Items from a dataset:
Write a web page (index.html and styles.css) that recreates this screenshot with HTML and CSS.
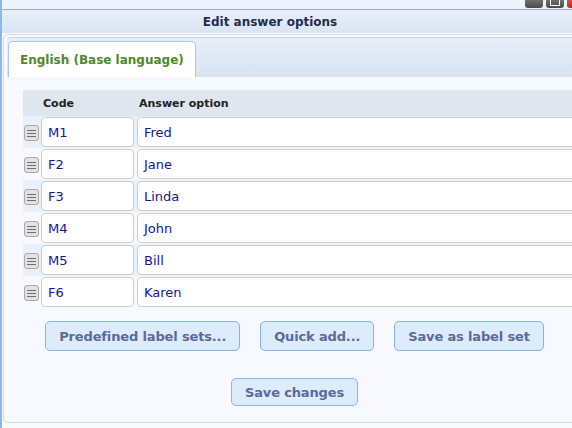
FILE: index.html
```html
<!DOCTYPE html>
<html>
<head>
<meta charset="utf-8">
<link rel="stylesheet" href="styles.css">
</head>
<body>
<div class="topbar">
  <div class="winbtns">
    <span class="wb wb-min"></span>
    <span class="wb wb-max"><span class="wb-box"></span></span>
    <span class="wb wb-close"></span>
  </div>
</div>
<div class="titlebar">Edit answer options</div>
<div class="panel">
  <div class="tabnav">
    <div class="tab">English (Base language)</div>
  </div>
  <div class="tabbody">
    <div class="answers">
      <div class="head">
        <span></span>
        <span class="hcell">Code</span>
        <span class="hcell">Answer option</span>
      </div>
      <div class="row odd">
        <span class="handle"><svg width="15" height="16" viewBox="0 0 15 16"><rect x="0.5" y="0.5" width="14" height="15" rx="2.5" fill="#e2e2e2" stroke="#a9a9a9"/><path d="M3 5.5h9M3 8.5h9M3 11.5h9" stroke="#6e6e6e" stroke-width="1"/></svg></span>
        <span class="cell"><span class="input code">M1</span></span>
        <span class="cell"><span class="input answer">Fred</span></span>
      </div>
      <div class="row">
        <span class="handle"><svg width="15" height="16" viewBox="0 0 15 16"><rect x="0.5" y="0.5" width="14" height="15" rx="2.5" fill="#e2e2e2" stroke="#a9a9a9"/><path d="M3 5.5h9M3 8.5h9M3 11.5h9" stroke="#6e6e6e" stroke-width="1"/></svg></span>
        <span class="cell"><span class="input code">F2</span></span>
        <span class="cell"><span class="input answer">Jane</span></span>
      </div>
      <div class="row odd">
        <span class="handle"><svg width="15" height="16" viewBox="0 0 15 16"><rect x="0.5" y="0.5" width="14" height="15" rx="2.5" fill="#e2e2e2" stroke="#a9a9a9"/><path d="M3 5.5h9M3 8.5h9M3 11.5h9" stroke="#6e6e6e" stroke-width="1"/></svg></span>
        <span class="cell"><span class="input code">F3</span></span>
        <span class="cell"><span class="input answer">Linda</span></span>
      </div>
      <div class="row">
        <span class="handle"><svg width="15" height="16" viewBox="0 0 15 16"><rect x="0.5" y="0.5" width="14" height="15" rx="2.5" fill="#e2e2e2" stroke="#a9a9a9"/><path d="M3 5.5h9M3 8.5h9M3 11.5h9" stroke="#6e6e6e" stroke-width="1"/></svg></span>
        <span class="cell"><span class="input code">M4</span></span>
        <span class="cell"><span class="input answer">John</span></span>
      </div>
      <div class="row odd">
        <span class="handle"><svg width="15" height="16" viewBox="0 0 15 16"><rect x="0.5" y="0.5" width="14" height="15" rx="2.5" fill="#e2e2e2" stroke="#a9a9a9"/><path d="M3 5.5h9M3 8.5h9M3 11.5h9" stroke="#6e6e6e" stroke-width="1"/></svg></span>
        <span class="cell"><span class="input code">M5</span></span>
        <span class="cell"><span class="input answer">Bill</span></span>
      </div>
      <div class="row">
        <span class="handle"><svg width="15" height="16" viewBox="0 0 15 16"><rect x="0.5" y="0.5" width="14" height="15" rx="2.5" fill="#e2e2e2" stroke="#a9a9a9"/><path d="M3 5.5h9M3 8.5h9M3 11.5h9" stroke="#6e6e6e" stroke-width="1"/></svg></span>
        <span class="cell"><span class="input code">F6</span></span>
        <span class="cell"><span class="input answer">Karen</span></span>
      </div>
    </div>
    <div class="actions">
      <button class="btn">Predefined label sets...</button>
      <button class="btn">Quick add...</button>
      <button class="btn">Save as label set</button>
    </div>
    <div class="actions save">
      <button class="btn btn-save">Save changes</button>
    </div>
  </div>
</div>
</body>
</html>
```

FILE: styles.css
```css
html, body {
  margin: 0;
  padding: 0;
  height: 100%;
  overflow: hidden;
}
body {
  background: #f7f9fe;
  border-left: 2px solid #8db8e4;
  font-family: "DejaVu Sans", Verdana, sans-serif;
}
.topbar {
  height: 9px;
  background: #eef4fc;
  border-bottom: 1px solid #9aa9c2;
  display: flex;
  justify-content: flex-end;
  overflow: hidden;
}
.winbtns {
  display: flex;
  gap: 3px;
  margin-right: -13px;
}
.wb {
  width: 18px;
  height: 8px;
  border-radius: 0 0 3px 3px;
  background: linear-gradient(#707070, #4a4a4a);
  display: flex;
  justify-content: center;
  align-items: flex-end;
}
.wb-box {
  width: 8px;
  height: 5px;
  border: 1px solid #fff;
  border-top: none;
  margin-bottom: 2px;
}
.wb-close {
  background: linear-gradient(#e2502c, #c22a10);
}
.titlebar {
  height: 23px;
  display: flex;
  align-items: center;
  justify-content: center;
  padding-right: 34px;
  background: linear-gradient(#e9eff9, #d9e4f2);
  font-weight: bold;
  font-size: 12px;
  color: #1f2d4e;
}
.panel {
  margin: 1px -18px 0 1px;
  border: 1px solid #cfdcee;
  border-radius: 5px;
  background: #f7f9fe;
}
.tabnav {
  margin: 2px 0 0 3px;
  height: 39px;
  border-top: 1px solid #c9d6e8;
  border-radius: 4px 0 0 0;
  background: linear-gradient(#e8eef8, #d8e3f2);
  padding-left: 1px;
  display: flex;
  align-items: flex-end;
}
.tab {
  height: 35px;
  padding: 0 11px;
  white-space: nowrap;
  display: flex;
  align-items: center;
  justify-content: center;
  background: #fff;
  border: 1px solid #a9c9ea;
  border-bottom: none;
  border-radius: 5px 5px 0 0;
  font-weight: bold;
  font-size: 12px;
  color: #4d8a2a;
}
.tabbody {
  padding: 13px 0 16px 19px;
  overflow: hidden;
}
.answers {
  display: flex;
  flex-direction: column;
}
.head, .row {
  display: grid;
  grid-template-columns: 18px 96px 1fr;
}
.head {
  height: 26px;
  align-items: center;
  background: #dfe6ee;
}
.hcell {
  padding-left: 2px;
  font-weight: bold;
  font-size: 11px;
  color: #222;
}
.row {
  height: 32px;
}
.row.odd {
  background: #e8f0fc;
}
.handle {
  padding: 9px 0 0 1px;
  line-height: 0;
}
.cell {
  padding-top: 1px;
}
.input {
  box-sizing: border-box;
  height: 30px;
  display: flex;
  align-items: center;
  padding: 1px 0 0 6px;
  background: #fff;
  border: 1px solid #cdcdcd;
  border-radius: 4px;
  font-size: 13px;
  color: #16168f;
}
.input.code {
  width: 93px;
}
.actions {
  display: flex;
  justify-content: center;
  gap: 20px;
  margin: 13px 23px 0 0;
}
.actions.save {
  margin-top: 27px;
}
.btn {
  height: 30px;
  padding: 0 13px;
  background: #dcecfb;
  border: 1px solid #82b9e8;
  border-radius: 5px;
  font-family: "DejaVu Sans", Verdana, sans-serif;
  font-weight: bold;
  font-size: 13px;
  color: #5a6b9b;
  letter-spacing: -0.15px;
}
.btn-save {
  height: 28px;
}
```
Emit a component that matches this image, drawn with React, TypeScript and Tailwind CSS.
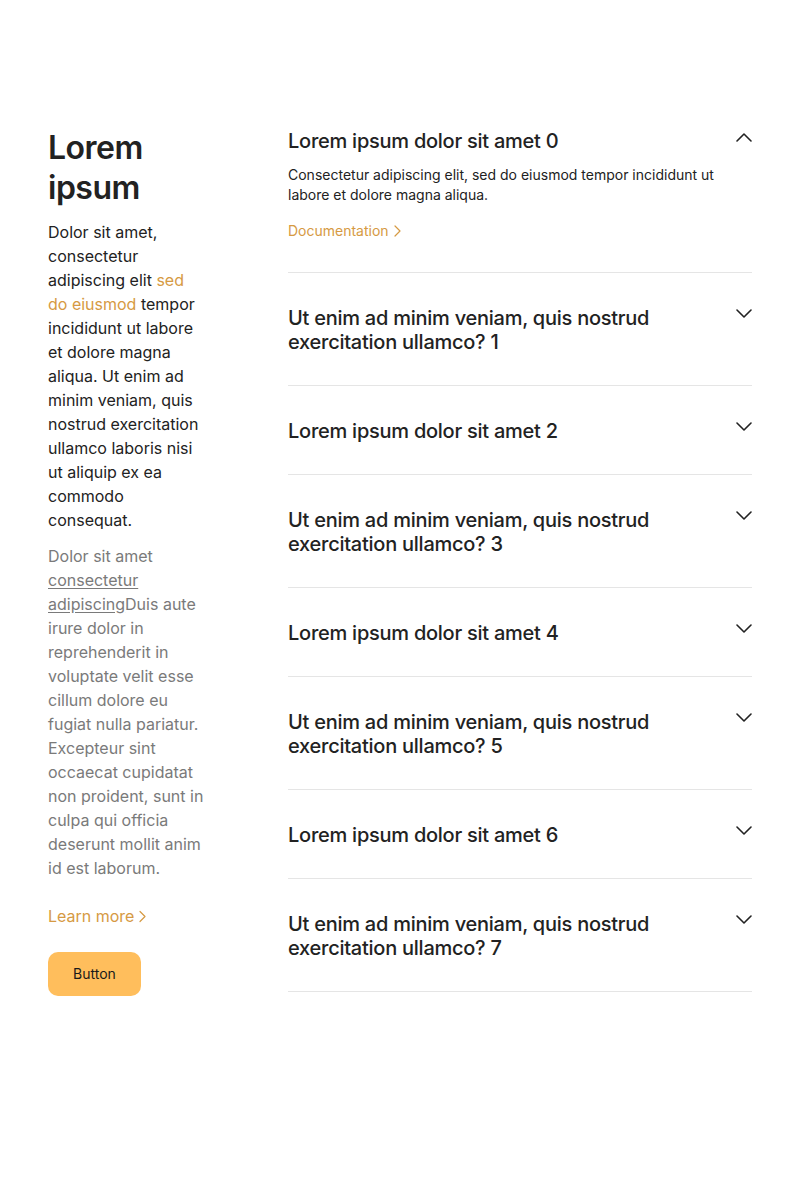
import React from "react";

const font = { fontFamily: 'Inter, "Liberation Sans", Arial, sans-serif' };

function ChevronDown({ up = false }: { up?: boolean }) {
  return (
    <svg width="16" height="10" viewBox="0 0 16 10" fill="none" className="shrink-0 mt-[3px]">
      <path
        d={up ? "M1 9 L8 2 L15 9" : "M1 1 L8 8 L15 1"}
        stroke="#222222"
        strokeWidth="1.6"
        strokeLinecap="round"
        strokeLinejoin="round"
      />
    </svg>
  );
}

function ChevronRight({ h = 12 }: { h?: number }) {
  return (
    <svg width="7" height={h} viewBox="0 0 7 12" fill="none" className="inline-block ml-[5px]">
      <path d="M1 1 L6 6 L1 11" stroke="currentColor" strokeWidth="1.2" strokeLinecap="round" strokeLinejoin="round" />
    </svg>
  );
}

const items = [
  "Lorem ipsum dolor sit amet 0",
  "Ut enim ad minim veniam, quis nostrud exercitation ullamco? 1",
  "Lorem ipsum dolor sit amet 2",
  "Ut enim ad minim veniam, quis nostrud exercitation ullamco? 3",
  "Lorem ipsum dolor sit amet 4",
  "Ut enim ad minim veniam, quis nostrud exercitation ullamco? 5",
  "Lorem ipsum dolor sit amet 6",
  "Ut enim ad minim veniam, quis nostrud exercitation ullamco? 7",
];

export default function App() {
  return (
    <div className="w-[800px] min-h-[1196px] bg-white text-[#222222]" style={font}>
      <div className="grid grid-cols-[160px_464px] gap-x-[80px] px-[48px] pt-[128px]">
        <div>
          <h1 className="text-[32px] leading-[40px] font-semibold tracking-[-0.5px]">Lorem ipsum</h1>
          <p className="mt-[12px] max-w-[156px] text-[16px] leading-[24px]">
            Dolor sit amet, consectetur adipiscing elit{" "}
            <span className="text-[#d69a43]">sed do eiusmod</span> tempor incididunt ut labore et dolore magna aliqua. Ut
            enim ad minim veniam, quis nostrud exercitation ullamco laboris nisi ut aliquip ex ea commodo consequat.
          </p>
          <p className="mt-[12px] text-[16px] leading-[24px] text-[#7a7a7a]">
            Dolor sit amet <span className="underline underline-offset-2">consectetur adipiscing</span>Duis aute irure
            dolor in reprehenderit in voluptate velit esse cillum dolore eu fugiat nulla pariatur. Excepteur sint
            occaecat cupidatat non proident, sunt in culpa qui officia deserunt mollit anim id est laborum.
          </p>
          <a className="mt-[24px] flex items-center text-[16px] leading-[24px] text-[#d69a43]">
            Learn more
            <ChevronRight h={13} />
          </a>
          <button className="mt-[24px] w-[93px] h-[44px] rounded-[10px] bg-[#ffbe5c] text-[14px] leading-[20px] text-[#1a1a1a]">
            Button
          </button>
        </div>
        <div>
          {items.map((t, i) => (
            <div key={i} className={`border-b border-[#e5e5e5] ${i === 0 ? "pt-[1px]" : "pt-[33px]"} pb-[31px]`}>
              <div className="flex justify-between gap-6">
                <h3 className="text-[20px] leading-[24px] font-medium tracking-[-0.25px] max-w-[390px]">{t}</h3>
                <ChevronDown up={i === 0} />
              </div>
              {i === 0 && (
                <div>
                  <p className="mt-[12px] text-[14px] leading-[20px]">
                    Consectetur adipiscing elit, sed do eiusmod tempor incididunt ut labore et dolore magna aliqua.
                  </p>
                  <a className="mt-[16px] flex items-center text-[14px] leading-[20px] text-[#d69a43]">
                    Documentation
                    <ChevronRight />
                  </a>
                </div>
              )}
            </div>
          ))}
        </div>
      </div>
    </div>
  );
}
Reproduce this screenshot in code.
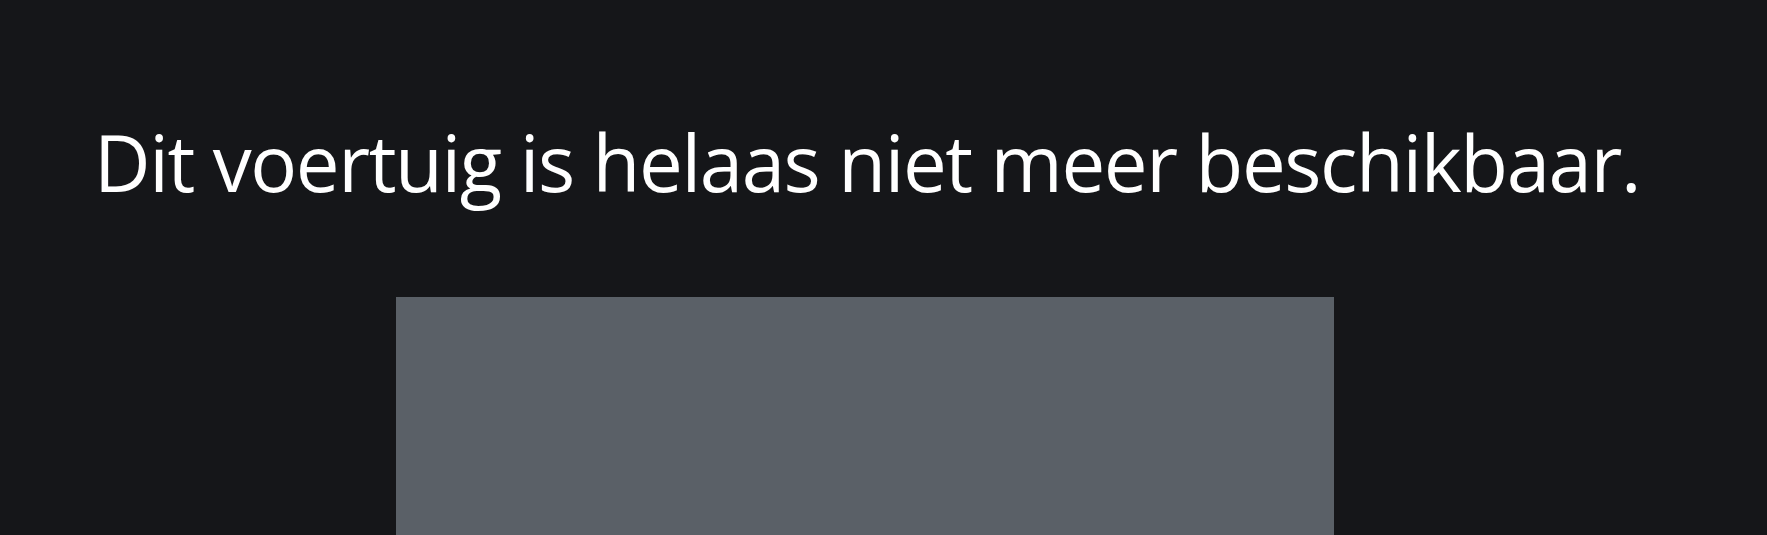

TASK TO COMPLETE:
Report how many lines of the listing hold the word "screenshot", with nothing but the number.

RESPONSE:
2